**What to do:** Tally the lines below that contain "React". The number is the whole answer.

**Information supplied:**
———

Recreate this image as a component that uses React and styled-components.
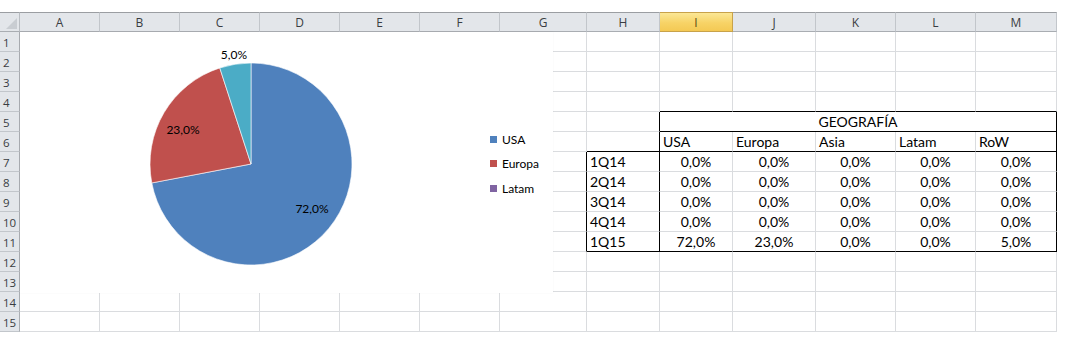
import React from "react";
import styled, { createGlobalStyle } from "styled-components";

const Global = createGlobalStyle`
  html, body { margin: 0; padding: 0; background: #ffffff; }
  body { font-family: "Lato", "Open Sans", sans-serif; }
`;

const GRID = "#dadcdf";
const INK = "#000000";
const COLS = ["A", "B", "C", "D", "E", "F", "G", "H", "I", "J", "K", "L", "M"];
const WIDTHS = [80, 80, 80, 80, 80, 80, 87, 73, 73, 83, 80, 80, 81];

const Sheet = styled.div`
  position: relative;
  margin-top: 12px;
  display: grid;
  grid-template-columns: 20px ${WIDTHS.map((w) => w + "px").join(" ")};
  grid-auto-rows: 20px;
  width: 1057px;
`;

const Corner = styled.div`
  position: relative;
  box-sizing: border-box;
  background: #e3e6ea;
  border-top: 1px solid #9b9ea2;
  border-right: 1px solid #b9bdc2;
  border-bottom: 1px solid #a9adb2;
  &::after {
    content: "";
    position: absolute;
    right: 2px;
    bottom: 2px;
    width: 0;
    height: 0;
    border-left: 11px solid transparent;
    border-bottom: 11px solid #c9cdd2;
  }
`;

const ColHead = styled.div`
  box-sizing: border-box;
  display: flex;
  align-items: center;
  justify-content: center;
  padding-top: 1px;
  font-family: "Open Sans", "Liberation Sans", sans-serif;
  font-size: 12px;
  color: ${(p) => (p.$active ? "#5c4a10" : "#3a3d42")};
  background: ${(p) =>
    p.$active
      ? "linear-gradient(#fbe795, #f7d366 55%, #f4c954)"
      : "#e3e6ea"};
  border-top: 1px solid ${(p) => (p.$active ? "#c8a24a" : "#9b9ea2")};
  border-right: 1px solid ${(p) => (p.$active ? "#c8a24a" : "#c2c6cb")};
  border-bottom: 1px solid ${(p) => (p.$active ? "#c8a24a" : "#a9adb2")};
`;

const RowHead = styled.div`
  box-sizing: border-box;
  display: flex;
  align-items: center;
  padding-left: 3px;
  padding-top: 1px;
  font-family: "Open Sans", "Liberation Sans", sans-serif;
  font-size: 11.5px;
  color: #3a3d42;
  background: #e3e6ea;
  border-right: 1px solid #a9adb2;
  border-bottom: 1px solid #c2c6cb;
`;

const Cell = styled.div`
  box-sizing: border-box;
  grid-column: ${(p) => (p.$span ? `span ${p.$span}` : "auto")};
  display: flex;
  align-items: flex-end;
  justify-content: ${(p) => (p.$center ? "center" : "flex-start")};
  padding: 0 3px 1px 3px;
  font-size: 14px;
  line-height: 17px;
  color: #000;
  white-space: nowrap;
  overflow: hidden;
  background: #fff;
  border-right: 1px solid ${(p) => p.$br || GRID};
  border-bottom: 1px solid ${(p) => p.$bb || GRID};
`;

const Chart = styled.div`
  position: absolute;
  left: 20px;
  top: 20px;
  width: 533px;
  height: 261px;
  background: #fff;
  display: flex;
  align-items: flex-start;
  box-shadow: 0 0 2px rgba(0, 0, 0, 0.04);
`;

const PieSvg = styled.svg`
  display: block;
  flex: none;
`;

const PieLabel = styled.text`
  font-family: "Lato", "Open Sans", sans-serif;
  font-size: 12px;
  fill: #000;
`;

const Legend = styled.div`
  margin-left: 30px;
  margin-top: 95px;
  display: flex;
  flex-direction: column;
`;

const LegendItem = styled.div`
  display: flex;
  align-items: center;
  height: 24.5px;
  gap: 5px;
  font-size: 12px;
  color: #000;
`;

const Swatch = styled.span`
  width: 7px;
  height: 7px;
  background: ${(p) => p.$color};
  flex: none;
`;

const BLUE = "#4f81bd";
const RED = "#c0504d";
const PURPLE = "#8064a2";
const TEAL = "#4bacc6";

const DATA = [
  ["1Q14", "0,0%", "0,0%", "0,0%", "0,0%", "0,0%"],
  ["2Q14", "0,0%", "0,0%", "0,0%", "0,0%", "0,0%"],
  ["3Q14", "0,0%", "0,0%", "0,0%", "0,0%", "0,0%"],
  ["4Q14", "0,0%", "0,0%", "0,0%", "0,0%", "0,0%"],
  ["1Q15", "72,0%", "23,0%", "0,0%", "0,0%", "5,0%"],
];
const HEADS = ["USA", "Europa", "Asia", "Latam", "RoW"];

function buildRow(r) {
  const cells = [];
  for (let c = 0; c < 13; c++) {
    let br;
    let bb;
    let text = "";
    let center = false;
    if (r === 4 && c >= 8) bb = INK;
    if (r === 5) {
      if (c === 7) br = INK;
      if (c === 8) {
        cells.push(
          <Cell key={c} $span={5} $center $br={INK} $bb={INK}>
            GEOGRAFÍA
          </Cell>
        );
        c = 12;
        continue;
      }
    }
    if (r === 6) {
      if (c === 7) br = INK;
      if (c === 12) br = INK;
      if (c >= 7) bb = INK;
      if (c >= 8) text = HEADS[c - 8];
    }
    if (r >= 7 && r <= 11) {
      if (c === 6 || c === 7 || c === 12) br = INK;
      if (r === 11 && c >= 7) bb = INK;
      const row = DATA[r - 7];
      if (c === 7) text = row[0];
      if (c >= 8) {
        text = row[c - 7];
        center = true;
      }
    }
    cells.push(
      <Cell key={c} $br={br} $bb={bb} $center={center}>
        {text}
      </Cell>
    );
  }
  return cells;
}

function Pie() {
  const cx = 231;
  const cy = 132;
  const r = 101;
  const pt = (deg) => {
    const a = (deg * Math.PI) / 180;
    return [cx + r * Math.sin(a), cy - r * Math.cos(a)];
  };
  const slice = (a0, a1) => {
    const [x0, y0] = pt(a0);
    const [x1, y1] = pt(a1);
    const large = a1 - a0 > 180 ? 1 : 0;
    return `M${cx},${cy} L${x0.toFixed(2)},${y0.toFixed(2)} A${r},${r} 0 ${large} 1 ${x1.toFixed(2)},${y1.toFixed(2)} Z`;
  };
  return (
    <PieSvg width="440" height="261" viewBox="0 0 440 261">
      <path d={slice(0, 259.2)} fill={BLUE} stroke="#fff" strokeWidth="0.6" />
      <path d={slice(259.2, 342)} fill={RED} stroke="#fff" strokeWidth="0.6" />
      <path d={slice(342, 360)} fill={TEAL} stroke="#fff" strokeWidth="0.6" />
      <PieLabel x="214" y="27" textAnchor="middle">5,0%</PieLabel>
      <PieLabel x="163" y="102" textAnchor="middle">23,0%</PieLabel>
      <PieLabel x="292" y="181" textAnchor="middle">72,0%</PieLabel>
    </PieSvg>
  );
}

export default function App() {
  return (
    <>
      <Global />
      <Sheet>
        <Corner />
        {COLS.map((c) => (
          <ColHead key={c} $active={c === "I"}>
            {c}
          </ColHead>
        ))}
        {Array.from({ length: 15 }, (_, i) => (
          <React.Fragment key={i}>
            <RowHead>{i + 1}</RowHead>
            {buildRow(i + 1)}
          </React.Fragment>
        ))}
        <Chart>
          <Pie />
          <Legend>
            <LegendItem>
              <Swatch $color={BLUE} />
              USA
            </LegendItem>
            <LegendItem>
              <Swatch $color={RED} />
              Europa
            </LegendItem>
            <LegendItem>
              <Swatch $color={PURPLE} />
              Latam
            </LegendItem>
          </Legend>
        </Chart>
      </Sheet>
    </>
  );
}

———

**Answer below:** 4